I attended P.S. 206, P.S. 254, Shell Bank Jr. High ('57) and Madison ('60). I think I was in the last graduating class that kids in my neighborhood made. The class of '61 attended Sheepshead. I really loved my days at Madison. I was always proud to be associated with the school. When's the next reunion??? We had a great basketball team. One year, we even beat Boys' High's team with Connie Hawkins! Let's not talk about football. Except to say when we finally won a game, our victory parade closed Kings Highway on a beautiful Saturday!
My Brooklyn extended southward to the ocean at Brighton Beach and Coney Island, and later included Manhattan Beach. This included, of course, my beloved Steeplechase, Nathan's, and the Cyclone.
On the way to the ocean, was, of course, Sheepshead Bay with Lundy's and its outdoor clambar counters. The waiters there always gave us kids as much water to drink as we asked for. I can't imagine that kind of accommodation today. Sheepshead Bay was also where Gary Morgenstern and I used to bowl at Freddy Fitsimmon's bowling alley where they had "pinboys" and two-holed balls.
At age ten or twelve during the summers, my friend Peter Beichman (whose dad also owned a hardware storehis on the Bowery) and I joined the Sheepshead Bay Boy's Club, which allowed us to go on any of the fishing boats in the Bay for a quarter or a half-dollar. Some of the boats (the Effort and the Elmar, I think) were converted submarine chasers from World War II. I never ate fish, but really enjoyed fishing.
To the east was Marine Park, where I played baseball, once against a team with Joe Torre, whose brother Frank was still playing in the bigs. One of Joe's teammates used to say "Come on, Joe Torre, brother of Frank Torre, get a hit!"

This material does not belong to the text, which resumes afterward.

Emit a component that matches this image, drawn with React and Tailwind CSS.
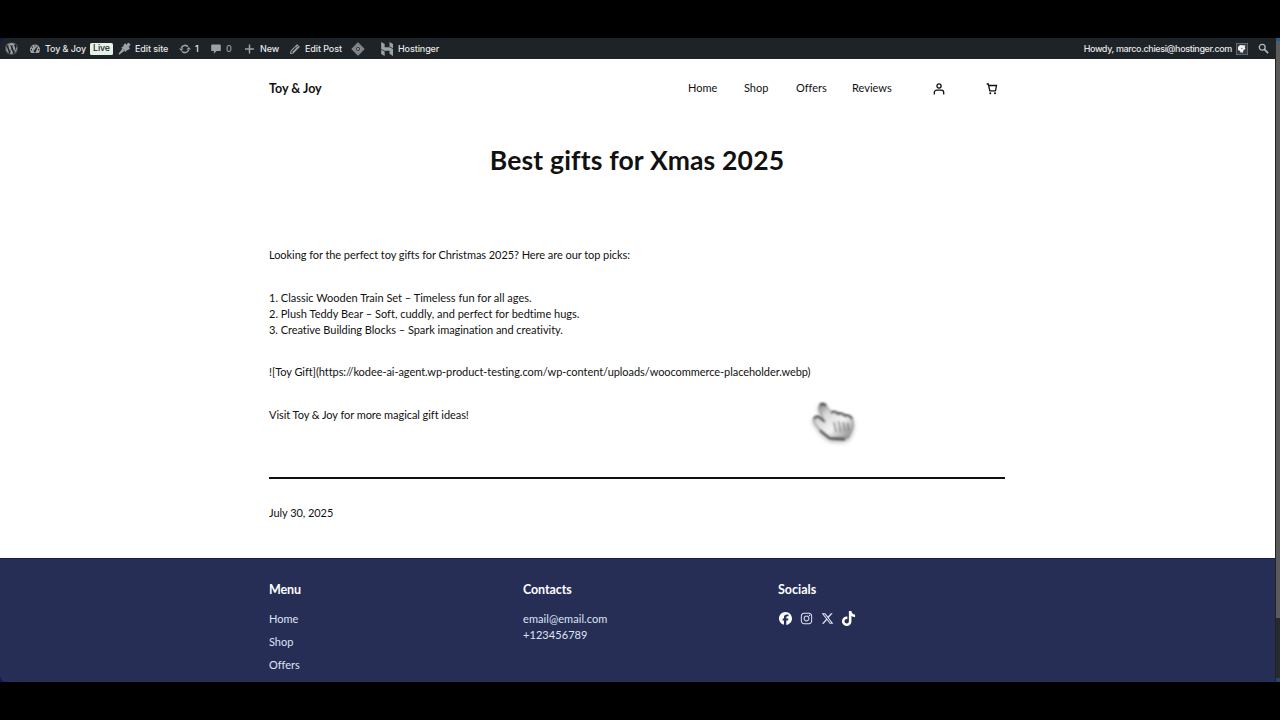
import React from 'react';
import { FaWordpress, FaFacebook, FaInstagram, FaTiktok, FaXTwitter } from 'react-icons/fa6';

const GaugeIcon = () => (
  <svg viewBox="0 0 20 20" className="w-3 h-3 shrink-0" fill="currentColor">
    <path fillRule="evenodd" d="M10 2.5A8.5 8.5 0 0 0 1.5 11c0 2.2.8 4.2 2.2 5.7h12.6A8.4 8.4 0 0 0 18.5 11 8.5 8.5 0 0 0 10 2.5ZM9 4h2v2H9V4ZM4.500 6h2v2h-2V6Zm9 0h1.3l-3 7.500a2 2 0 1 1-3.300-1.500L13.500 6ZM3 10h2v2H3v-2Zm12 0h2v2h-2v-2Z" />
  </svg>
);

const CustomizerIcon = () => (
  <svg viewBox="0 0 20 20" className="w-[13px] h-[13px] shrink-0" fill="currentColor">
    <path d="M11 2 8.500 4.500 8 7 5 8.500 12 15.500 13.500 12.500 16 12 18.500 9.500Z" />
    <path d="M12.500 4.500 16 .8 19.500 4.300 15.800 8Z" />
    <path d="M6.300 9.800 10.200 13.700 8.500 14.500 2 19.500.700 18.200 5.500 11.800Z" />
  </svg>
);

const UpdateIcon = () => (
  <svg viewBox="0 0 20 20" className="w-3 h-3 shrink-0" fill="none" stroke="currentColor" strokeWidth="2.6">
    <path d="M4 8.500A6.200 6.200 0 0 1 15 6.500M16 11.500A6.200 6.200 0 0 1 5 13.500" />
    <path d="M0 9.300h7.600L3.800 13.500ZM12.400 10.700h7.600L16.200 6.500Z" fill="currentColor" stroke="none" />
  </svg>
);

const CommentIcon = () => (
  <svg viewBox="0 0 20 20" className="w-3 h-3 shrink-0" fill="currentColor">
    <path d="M3.500 2.500h13c1 0 1.500.5 1.500 1.500v8c0 1-.5 1.500-1.500 1.500H11L6.500 18v-4.500h-3C2.500 13.500 2 13 2 12V4c0-1 .5-1.500 1.500-1.500Z" />
  </svg>
);

const PlusIcon = () => (
  <svg viewBox="0 0 12 12" className="w-3 h-3 shrink-0" stroke="currentColor" strokeWidth="1.500">
    <path d="M5.500 1.500v9M1 6h9" />
  </svg>
);

const PencilIcon = () => (
  <svg viewBox="0 0 20 20" className="w-3 h-3 shrink-0" fill="none" stroke="currentColor" strokeWidth="1.7" strokeLinejoin="round">
    <path d="M13.500 3 17 6.500 7 16.500 2.500 17.500 3.500 13ZM11.500 5 15 8.500M14.700 7 6 15.700" />
  </svg>
);

const DiamondIcon = () => (
  <svg viewBox="0 0 14 14" className="w-[14px] h-[14px] shrink-0">
    <path d="M7 .3 13.700 7 7 13.700.3 7Z" fill="#8a8d8f" />
    <path d="M7 2.300 11.700 7 7 11.700 2.300 7Z" fill="none" stroke="#686d70" strokeWidth=".7" />
    <circle cx="7" cy="7" r="1.700" fill="none" stroke="#3a4045" strokeWidth="1" />
  </svg>
);

const HostingerIcon = () => (
  <svg viewBox="0 0 24 24" className="w-[14px] h-[14px] shrink-0" fill="currentColor">
    <path d="M2 .2 8 3.400v5.400l8.300.1 6 3.200H2V.2ZM16.300 7.500V.2l6 3.200v7.400l-6-3.300ZM16.300 20.300v-5.200L8 15l-6-3.100h20.300v12l-6-3.600ZM2 13.200l6 3.100v7.500l-6-3.300v-7.300Z" />
  </svg>
);

const SearchIcon = () => (
  <svg viewBox="0 0 12 12" className="w-[11px] h-[11px] shrink-0" fill="none" stroke="currentColor">
    <circle cx="4.600" cy="4.600" r="3.200" strokeWidth="1.400" />
    <path d="m7 7 4 4" strokeWidth="1.800" />
  </svg>
);

const Avatar = () => (
  <svg viewBox="0 0 12 12" className="w-3 h-3 shrink-0">
    <path d="M0 0h12v12H0Z" fill="#343a3e" stroke="#8c8f94" />
    <path d="M2 4 4 2l5.500.5-.7 2 .7 1.500-2 1L7 9.500H4.500L4 8 2 7Z" fill="#f0f0f0" />
    <path d="M5 5.500h1.500" stroke="#888" />
  </svg>
);

const UserIcon = () => (
  <svg viewBox="0 0 12 12" className="w-3 h-3" fill="none" stroke="#111" strokeWidth="1.300">
    <circle cx="6" cy="3" r="2.100" />
    <path d="M1.300 11.500V9.600a2.400 2.400 0 0 1 2.400-2.400h4.600a2.400 2.400 0 0 1 2.400 2.400v1.900" />
  </svg>
);

const CartIcon = () => (
  <svg viewBox="0 0 12 12" className="w-3 h-3" fill="none" stroke="#111" strokeWidth="1.300">
    <path d="M.7 1h1.600l1.500 6.900h5.700l1-5.400H2.700" />
    <circle cx="4.300" cy="10.300" r="1" fill="#111" stroke="none" />
    <circle cx="9" cy="10.300" r="1" fill="#111" stroke="none" />
  </svg>
);

const HandCursor = () => (
  <svg viewBox="0 0 46 44" className="absolute left-[810px] top-[400px] w-[46px] h-[44px] drop-shadow-[0_2px_2px_rgba(0,0,0,0.35)]">
    <defs>
      <linearGradient id="hand" x1="0" y1="0" x2="1" y2="1">
        <stop offset="0" stopColor="#666" />
        <stop offset=".3" stopColor="#d8d8d8" />
        <stop offset=".6" stopColor="#f4f4f4" />
        <stop offset="1" stopColor="#777" />
      </linearGradient>
      <filter id="soft"><feGaussianBlur stdDeviation=".9" /></filter>
    </defs>
    <g filter="url(#soft)">
      <path d="M9 6c1-2 4-3 6-1l7 8c3-1 5-1 7 1 3-1 5 0 6 2 3-1 6 0 7 3 2 5 1 9-1 13l-3 6-17 1-8-6-9-11c-2-3 1-6 4-5l6 3-5-11Z" fill="url(#hand)" stroke="#999" strokeWidth="1" />
      <path d="M10 5c2-2 5-1 6 1M21 13c2-2 5-1 7 1 2-1 5 0 7 2 2-1 5 0 7 3M4 19c1-3 4-3 6-1l5 4M10 30l10 8 15 1" fill="none" stroke="#222" strokeWidth="2" />
      <path d="m24 22 2 10m2.500-11 2 11m2.500-10 2 10m2.500-9 1 8" fill="none" stroke="#777" strokeWidth="1.500" />
    </g>
  </svg>
);

const AdminBar = () => (
  <div className="flex h-[21px] w-full items-center rounded-tl-[6px] bg-[#1d2327] pl-[5px] font-['Inter','Liberation_Sans',sans-serif] text-[9px] font-medium leading-none tracking-[-0.1px] text-[#e6e7e8] whitespace-nowrap">
    <div className="w-[24px] text-[#9ca1a6]"><FaWordpress size={13} /></div>
    <div className="flex w-[61px] items-center gap-1 text-[#9ca1a6]">
      <GaugeIcon /><span className="text-[#e6e7e8]">Toy &amp; Joy</span>
    </div>
    <div className="flex h-3 w-[23px] items-center justify-center rounded-[1.5px] bg-[#e6f2e8] text-[8.800px] text-[#1d2327]">Live</div>
    <div className="ml-[5px] flex w-[61px] items-center gap-1 text-[#9ca1a6]">
      <CustomizerIcon /><span className="text-[#e6e7e8]">Edit site</span>
    </div>
    <div className="flex w-[31px] items-center gap-1 text-[#9ca1a6]">
      <UpdateIcon /><span className="text-[#e6e7e8]">1</span>
    </div>
    <div className="flex w-[34px] items-center gap-1 text-[#9ca1a6]">
      <CommentIcon /><span>0</span>
    </div>
    <div className="flex w-[45px] items-center gap-1 text-[#9ca1a6]">
      <PlusIcon /><span className="text-[#e6e7e8]">New</span>
    </div>
    <div className="flex w-[62px] items-center gap-1 text-[#9ca1a6]">
      <PencilIcon /><span className="text-[#e6e7e8]">Edit Post</span>
    </div>
    <div className="w-[29px]"><DiamondIcon /></div>
    <div className="flex items-center gap-1 text-[#9ca1a6]">
      <HostingerIcon /><span className="text-[#e6e7e8]">Hostinger</span>
    </div>
    <div className="ml-auto flex items-center gap-1 pr-[6px]">
      <span className="tracking-[-0.36px]">Howdy, marco.chiesi@hostinger.com</span>
      <Avatar />
      <span className="ml-[6px] text-[#b5b9bc]"><SearchIcon /></span>
    </div>
  </div>
);

const Header = () => (
  <header className="flex h-[59px] w-[736px] items-center whitespace-nowrap">
    <div className="w-[419px] pt-0.5 text-[12.5px] font-bold">Toy &amp; Joy</div>
    <nav className="flex flex-1 text-[11px]">
      <a className="w-[56px]">Home</a>
      <a className="w-[52px]">Shop</a>
      <a className="w-[56px]">Offers</a>
      <a className="w-[60px]">Reviews</a>
    </nav>
    <div className="flex w-[72px] justify-between pr-[7px]">
      <UserIcon />
      <CartIcon />
    </div>
  </header>
);

const Article = () => (
  <main className="w-[736px] text-[11px] leading-4 tracking-[-0.06px] whitespace-nowrap">
    <h1 className="mt-[24px] text-center text-[26.5px] font-bold leading-9 tracking-[0.17px]">Best gifts for Xmas 2025</h1>
    <p className="mt-[69px]">Looking for the perfect toy gifts for Christmas 2025? Here are our top picks:</p>
    <p className="mt-[26.5px] tracking-normal">
      1. Classic Wooden Train Set – Timeless fun for all ages.<br />
      2. Plush Teddy Bear – Soft, cuddly, and perfect for bedtime hugs.<br />
      <span className="tracking-[-0.04px]">3. Creative Building Blocks – Spark imagination and creativity.</span>
    </p>
    <p className="mt-[26.5px]">![Toy Gift](https://kodee-ai-agent.wp-product-testing.com/wp-content/uploads/woocommerce-placeholder.webp)</p>
    <p className="mt-[27px]">Visit Toy &amp; Joy for more magical gift ideas!</p>
    <hr className="mt-[54px] border-t-2 border-[#111]" />
    <p className="mt-[26px]">July 30, 2025</p>
  </main>
);

const Footer = () => (
  <footer className="flex h-[124px] items-start rounded-bl-[6px] border-t border-[#171d45] bg-[#262e55] pl-[269px] pt-[23px] text-[11px] leading-4 text-[#dfe3f5]">
    <div className="w-[254px]">
      <h2 className="text-[12.5px] font-bold tracking-[-0.1px] text-white">Menu</h2>
      <ul className="mt-[13px] flex flex-col gap-[7px]">
        <li>Home</li>
        <li>Shop</li>
        <li>Offers</li>
      </ul>
    </div>
    <div className="w-[255px]">
      <h2 className="text-[12.5px] font-bold tracking-[-0.1px] text-white">Contacts</h2>
      <p className="mt-[13px] tracking-[0.07px]">email@email.com<br />+123456789</p>
    </div>
    <div>
      <h2 className="text-[12.5px] font-bold text-white">Socials</h2>
      <div className="mt-[12px] flex h-4 items-center gap-2 pl-[1px]">
        <FaFacebook size={13} color="#fff" />
        <FaInstagram size={13} />
        <FaXTwitter size={13} />
        <FaTiktok size={15} color="#fff" className="-ml-px" />
      </div>
    </div>
  </footer>
);

export default function App() {
  return (
    <div className="relative h-[720px] w-[1280px] overflow-hidden bg-black py-[38px] font-['Lato','Noto_Sans',sans-serif] text-[#111] [font-variant-ligatures:none]">
      <div className="flex h-[644px] bg-[#111459]">
        <div className="flex w-[1275px] flex-col overflow-hidden">
          <AdminBar />
          <div className="h-[499px] bg-white pl-[269px]">
            <Header />
            <Article />
          </div>
          <Footer />
        </div>
        <div className="flex w-[5px] flex-col border-l border-[#222] bg-[#252a2c]">
          <div className="h-[3px] bg-[#1c5a92]" />
          <div className="h-[577px] bg-[#5b5b5b]" />
          <div className="flex-1" />
          <div className="h-[4px] bg-[#244766]" />
        </div>
      </div>
      <HandCursor />
    </div>
  );
}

Although I never knew exactly where it was (we took the bus and trolley), I went north to Ebbett's Field very often during the summer months. We scoured the gutters for Dixie Cup lids and wrappers or sticks from Borden's (?) ice cream pops, and could turn in ten of them in (with seventy-five cents?) for a ticket to the bleachers, from where we often snuck around to behind third base as the game progressed. I loved that ballpark and those Dodgers, and my heart broke, along with the hearts of most of the rest of Brooklyn, when they inexplicably moved to L.A. I think I've never recovered.
Also somewhere north was Prospect Park and the Botanical Gardens, but they weren't very important to me. In fact, most of Brooklyn was foreign to me until after I moved to Lawn Guyland, with great sadness, in '61.
In and around my apartment building, we played (with Spaldeens) stoopball, box baseball, punchball, slapball, Chinese handball, stickball against a wall and on a bounce in the middle of the street. We played skelly, flipped and traded baseball cards, roller skated, and rode our bikes with baseball cards flapping in the spokes.
While in high school, I learned to shoot pool, much to my mother's displeasure. Especially on Yom Kippur when she caught me in Joe's Pool Room on Avenue X. What a sleazy, wonderful place that was! Joe really liked me, and let me run the joint while he escaped to the sunlight from time to time. It was there that I learned to play three-cushion billiards really well. I graduated to Barney's Pool Room (and bowling alley) on E. 13th St., just off the Highway. Barney's, although also underground, was a bit more respectable. They sold food there and had a ladies room! Floyd, a black man in his thirties or forties, worked there much of the time. He spoke Yiddish better than my father.
God . . . I could write a book. I think I just did! Sorry.